The Audubon Ballroom
Farther north on Broadway, between West 165th and 166th Streets is a remnant of the former Audubon Ballroom. Originally constructed in 1912 by Hungarian immigrant William Fox, creator of 20th Century Fox, the Audubon consisted of a 2,500-seat theater and a ballroom for 200 guests on the second floor. The theater first functioned as a vaudeville house where the likes of Lucille Ball, Desi Arnaz, Henny Youngman, the Three Stooges, and Mae West performed. Later the space was used as a movie theater, and eventually as a key meeting place for political activism. In the 1930s, the Emes Wozedek Jewish congregation began using the rooms in the basement for religious practices. Several unions also used the building for meetings, including the Municipal Transit Workers, the IRT Brotherhood Union, and the TWU (remember Mike Quill who greeted Mayor Lindsay with a transit strike?).
The Audubon Ballroom became an important landmark for the African-American community in Harlem and Washington Heights in the 1950s. The annual New York Mardi Gras festival, where the King and Queen of Harlem were crowned, was held here. When Malcolm X returned from his pilgrimage to Mecca in 1964, he formed the Organization of Afro-American Unity that met weekly in the ballroom. On February 21, 1965, Malcolm X was shot to death on the 2nd-floor stage while delivering a speech.

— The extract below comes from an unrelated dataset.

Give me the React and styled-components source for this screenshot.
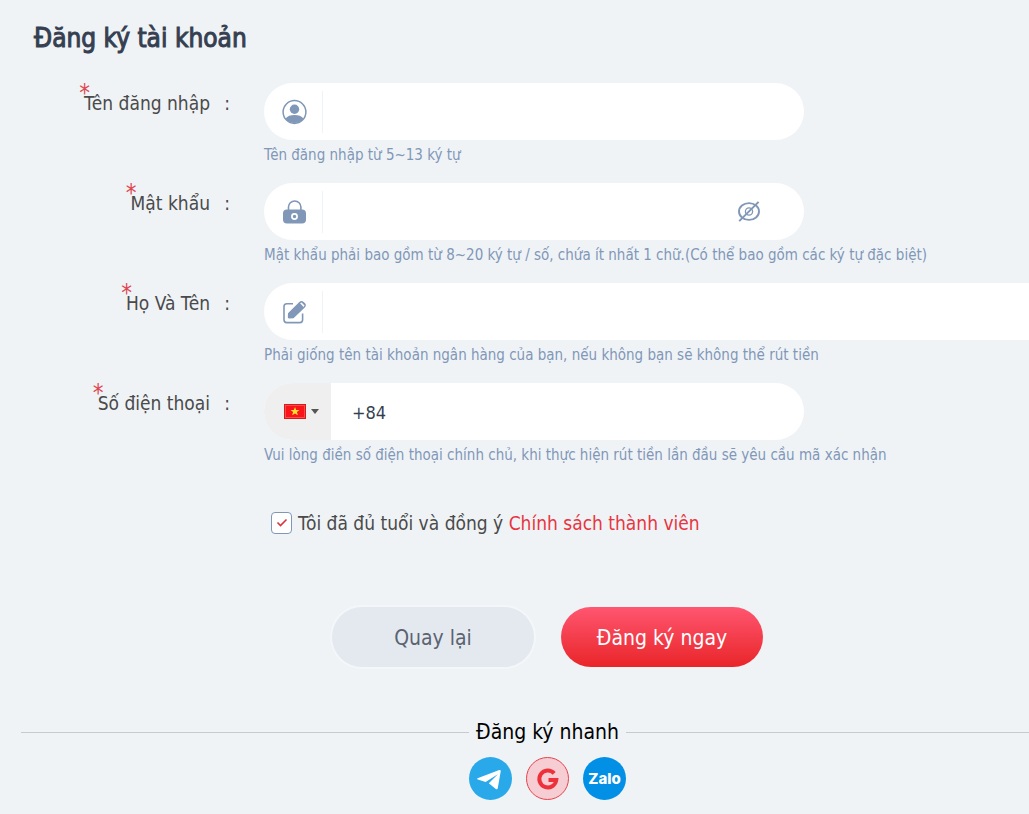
import React, { useState } from "react";
import styled, { createGlobalStyle } from "styled-components";

const GlobalStyle = createGlobalStyle`
  * {
    box-sizing: border-box;
  }
  body {
    margin: 0;
    background: #eff3f6;
    font-family: Tahoma, "DejaVu Sans Condensed", "Noto Sans", sans-serif;
    color: #4a4a4a;
  }
  button,
  input {
    font-family: inherit;
  }
`;

const Page = styled.main`
  min-height: 100vh;
  padding-left: 21px;
  overflow: hidden;
`;

const Panel = styled.div`
  margin-right: -45px;
`;

const Title = styled.h1`
  margin: 0;
  padding: 20px 13px 27px;
  font-size: 26px;
  line-height: 36px;
  font-weight: 400;
  -webkit-text-stroke: 1px #363f51;
  color: #363f51;
`;

const Row = styled.div`
  display: grid;
  grid-template-columns: 209px 1fr;
  column-gap: 34px;
  min-height: 100px;
`;

const Label = styled.label`
  display: flex;
  justify-content: flex-end;
  padding-top: 8px;
  font-size: 19px;
  line-height: 24px;
  white-space: nowrap;
`;

const Required = styled.span`
  align-self: flex-start;
  margin: -10px -6px 0 0;
  font-size: 24px;
  color: #e0464f;
`;

const Colon = styled.span`
  width: 20px;
  text-align: right;
`;

const Field = styled.div`
  display: flex;
  align-items: center;
  width: ${(props) => (props.$wide ? "100%" : "540px")};
  height: 57px;
  border-radius: 29px;
  background: white;
  overflow: hidden;
`;

const FieldIcon = styled.span`
  display: flex;
  justify-content: center;
  align-items: center;
  width: 59px;
  height: 42px;
  padding-left: 3px;
  border-right: 1px solid #f0f3f6;
  color: #8197b8;
`;

const Input = styled.input`
  flex: 1;
  min-width: 0;
  height: 100%;
  padding: 2px 21px 0;
  border: none;
  outline: none;
  background: transparent;
  font-size: 18px;
  color: #363f51;
`;

const EyeButton = styled.button`
  display: flex;
  margin-right: 43px;
  padding: 0;
  border: none;
  background: none;
  color: #8197b8;
  cursor: pointer;
`;

const Country = styled.button`
  display: flex;
  align-items: center;
  gap: 5px;
  width: 67px;
  height: 100%;
  padding: 0 0 0 20px;
  border: none;
  background: #efefef;
  cursor: pointer;
`;

const Hint = styled.p`
  margin: 0;
  padding-top: 5px;
  font-size: 15px;
  line-height: 20px;
  color: #8197b8;
  white-space: nowrap;
`;

const Agreement = styled.div`
  display: flex;
  align-items: center;
  gap: 6px;
  padding: 28px 0 0 250px;
  font-size: 19px;
  line-height: 24px;
  white-space: nowrap;
`;

const CheckWrap = styled.span`
  display: grid;
  place-items: center;
  width: 21px;
  height: 22px;
  > * {
    grid-area: 1 / 1;
  }
  svg {
    pointer-events: none;
  }
`;

const Checkbox = styled.input`
  appearance: none;
  width: 100%;
  height: 100%;
  margin: 0;
  border: 1px solid #8197b8;
  border-radius: 4px;
  background: white;
  cursor: pointer;
`;

const PolicyLink = styled.a`
  color: #e8353f;
  text-decoration: none;
`;

const Actions = styled.div`
  display: flex;
  justify-content: center;
  gap: 27px;
  padding-top: 72px;
`;

const Button = styled.button`
  width: 202px;
  height: 60px;
  padding-top: 3px;
  border: none;
  border-radius: 30px;
  font-size: 21px;
  color: ${(props) => (props.$primary ? "white" : "#5b6370")};
  background: ${(props) =>
    props.$primary ? "linear-gradient(#ff5670, #e92529)" : "#e4e9f0"};
  box-shadow: ${(props) => (props.$primary ? "none" : "0 0 0 2px #f4f7fa")};
  cursor: pointer;
`;

const Divider = styled.h2`
  display: flex;
  align-items: center;
  gap: 7px;
  margin: 0;
  padding-top: 50px;
  font-size: 21px;
  line-height: 30px;
  font-weight: 400;
  color: black;
  &::before,
  &::after {
    content: "";
    flex: 1;
    height: 1px;
    background: #c6cbd0;
  }
`;

const Socials = styled.div`
  display: flex;
  justify-content: center;
  gap: 14px;
  padding: 10px 0 14px;
`;

const Social = styled.button`
  display: flex;
  justify-content: center;
  align-items: center;
  width: 43px;
  height: 43px;
  padding: 0;
  border: ${(props) => props.$border || "none"};
  border-radius: 50%;
  background: ${(props) => props.$bg};
  font-family: Inter, sans-serif;
  font-size: 15px;
  font-weight: 800;
  color: white;
  cursor: pointer;
`;

const UserIcon = () => (
  <svg width="26" height="26" viewBox="0 0 26 26" fill="currentColor">
    <circle cx="12.500" cy="13" r="11.400" fill="none" stroke="currentColor" strokeWidth="1.500" />
    <circle cx="12.500" cy="10.200" r="4.700" />
    <path d="M3.500 19.500C5.500 17 8.500 16 12.500 16s7 1 9 3.500a11.300 11.300 0 0 1-18 0z" />
  </svg>
);

const LockIcon = () => (
  <svg width="26" height="26" viewBox="0 0 26 26">
    <path
      d="M6.500 12V8a6.200 6 0 0 1 12.400 0v4"
      fill="none"
      stroke="currentColor"
      strokeWidth="1.600"
    />
    <rect x="1" y="10.500" width="23" height="14" rx="4" fill="currentColor" />
    <circle cx="12.500" cy="17.500" r="2.600" fill="none" stroke="white" strokeWidth="1.700" />
  </svg>
);

const EditIcon = () => (
  <svg width="26" height="26" viewBox="0 0 26 26">
    <path
      d="M11 4.700H4.800A2.800 2.800 0 0 0 2 7.500v13.300a2.800 2.800 0 0 0 2.800 2.800h13a2.800 2.800 0 0 0 2.800-2.800V14.500"
      fill="none"
      stroke="currentColor"
      strokeWidth="1.600"
    />
    <path
      d="M6 14.200 17.300 3a3.100 3.100 0 0 1 4.400 0l1.100 1.100a3 3 0 0 1 0 4.300L11.500 19.200l-4.300.300a1.300 1.300 0 0 1-1.400-1.400z"
      fill="currentColor"
    />
    <path d="m18.100 4.300 1.400-.700 3 3-.900 1.300z" fill="white" />
  </svg>
);

const EyeOffIcon = () => (
  <svg width="24" height="22" viewBox="0 0 24 22" fill="none" stroke="currentColor">
    <ellipse cx="12" cy="10.500" rx="10" ry="8.400" strokeWidth="1.900" />
    <circle cx="12" cy="10.500" r="3.600" strokeWidth="1.300" />
    <path d="M2.200 20.100 21.600.900" strokeWidth="2" />
  </svg>
);

const Flag = () => (
  <svg width="22" height="15" viewBox="0 0 22 15">
    <rect width="22" height="15" fill="#d51a1d" />
    <rect x="1" y="1" width="20" height="13" fill="#ff4a4a" />
    <rect x="2" y="2" width="18" height="11" fill="#f81419" />
    <path
      d="m11 3 1.200 3.100h3.300l-2.600 2 1 3.200L11 9.400l-2.900 1.900 1-3.200-2.600-2h3.300z"
      fill="#ffdd31"
    />
  </svg>
);

const Caret = () => (
  <svg width="8" height="5" viewBox="0 0 8 5">
    <path d="M0 0h8L4 5z" fill="#555" />
  </svg>
);

const TelegramIcon = () => (
  <svg width="43" height="43" viewBox="0 0 43 43">
    <path
      d="M8.600 21.300 30.200 13c1-.400 1.700.200 1.500 1.400L28.800 31c-.200 1.200-1 1.500-2 .900l-7-5.600 9-9-12.200 7.700-7.800-2.500c-.800-.300-.900-.900-.200-1.200z"
      fill="white"
    />
  </svg>
);

const GoogleIcon = () => (
  <svg width="24" height="24" viewBox="0 0 24 24">
    <path
      d="M18.200 6.300A8.500 8.500 0 1 0 20.300 12.900H12.500"
      fill="none"
      stroke="#ee303b"
      strokeWidth="4"
    />
  </svg>
);

const FormRow = ({ id, label, hint, wide, children }) => (
  <Row>
    <Label htmlFor={id}>
      <Required>*</Required>
      {label}
      <Colon>:</Colon>
    </Label>
    <div>
      <Field $wide={wide}>{children}</Field>
      <Hint>{hint}</Hint>
    </div>
  </Row>
);

export default function App() {
  const [agreed, setAgreed] = useState(true);
  const [showPassword, setShowPassword] = useState(false);
  const [phone, setPhone] = useState("+84");

  return (
    <>
      <GlobalStyle />
      <Page>
        <Panel>
          <Title>Đăng ký tài khoản</Title>
          <form onSubmit={(e) => e.preventDefault()}>
            <FormRow
              id="username"
              label="Tên đăng nhập"
              hint="Tên đăng nhập từ 5~13 ký tự"
            >
              <FieldIcon>
                <UserIcon />
              </FieldIcon>
              <Input id="username" type="text" />
            </FormRow>
            <FormRow
              id="password"
              label="Mật khẩu"
              hint="Mật khẩu phải bao gồm từ 8~20 ký tự / số, chứa ít nhất 1 chữ.(Có thể bao gồm các ký tự đặc biệt)"
            >
              <FieldIcon>
                <LockIcon />
              </FieldIcon>
              <Input id="password" type={showPassword ? "text" : "password"} />
              <EyeButton
                type="button"
                aria-label="Hiện mật khẩu"
                onClick={() => setShowPassword((prev) => !prev)}
              >
                <EyeOffIcon />
              </EyeButton>
            </FormRow>
            <FormRow
              id="fullname"
              label="Họ Và Tên"
              hint="Phải giống tên tài khoản ngân hàng của bạn, nếu không bạn sẽ không thể rút tiền"
              wide
            >
              <FieldIcon>
                <EditIcon />
              </FieldIcon>
              <Input id="fullname" type="text" />
            </FormRow>
            <FormRow
              id="phone"
              label="Số điện thoại"
              hint="Vui lòng điền số điện thoại chính chủ, khi thực hiện rút tiền lần đầu sẽ yêu cầu mã xác nhận"
            >
              <Country type="button" aria-label="Việt Nam">
                <Flag />
                <Caret />
              </Country>
              <Input
                id="phone"
                type="tel"
                value={phone}
                onChange={(e) => setPhone(e.target.value)}
              />
            </FormRow>
            <Agreement>
              <CheckWrap>
                <Checkbox
                  id="agree"
                  type="checkbox"
                  checked={agreed}
                  onChange={() => setAgreed((prev) => !prev)}
                />
                {agreed && (
                  <svg width="12" height="10" viewBox="0 0 12 10">
                    <path d="m1.500 4.500 3 3 6-6" fill="none" stroke="#d9343e" strokeWidth="1.600" />
                  </svg>
                )}
              </CheckWrap>
              <span>
                <label htmlFor="agree">Tôi đã đủ tuổi và đồng ý</label>{" "}
                <PolicyLink href="#policy">Chính sách thành viên</PolicyLink>
              </span>
            </Agreement>
            <Actions>
              <Button type="button">Quay lại</Button>
              <Button type="submit" $primary>
                Đăng ký ngay
              </Button>
            </Actions>
          </form>
          <Divider>Đăng ký nhanh</Divider>
          <Socials>
            <Social $bg="#29a9ea" aria-label="Telegram">
              <TelegramIcon />
            </Social>
            <Social $bg="#f6cdd3" $border="1px solid #e7434c" aria-label="Google">
              <GoogleIcon />
            </Social>
            <Social $bg="#0190e6">Zalo</Social>
          </Socials>
        </Panel>
      </Page>
    </>
  );
}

Statue of Malcolm X inside Audubon Ballroom
Occupying the full block, the building, notable for its ornate terra cotta ornamentation, was not kept up over the years. The nearby Columbia-Presbyterian Hospital sought to purchase the site and raze the building. A battle ensued between preservationists, who wanted to honor the rich history of the site as well as its architectural features, and those who saw greater value to the community in a new proposed research facility. The eventual compromise is an example of adaptive re-use in which much of the ornate façade was kept, a smaller research facility was built, and the lobby and second floor ballroom were repurposed as an educational center.
Today there is no sign commemorating the ballroom. The address, 3940 Broadway, just seems home to a ground-floor restaurant and office space, but once in the lobby you see a statue of Malcolm X on a platform and realize you are in a special place. The Malcolm X and Dr. Betty Shabazz Center is open weekdays from 11 a.m. to 6 p.m. The second floor, where Malcolm X was killed, has murals and quotes honoring the civil rights leader.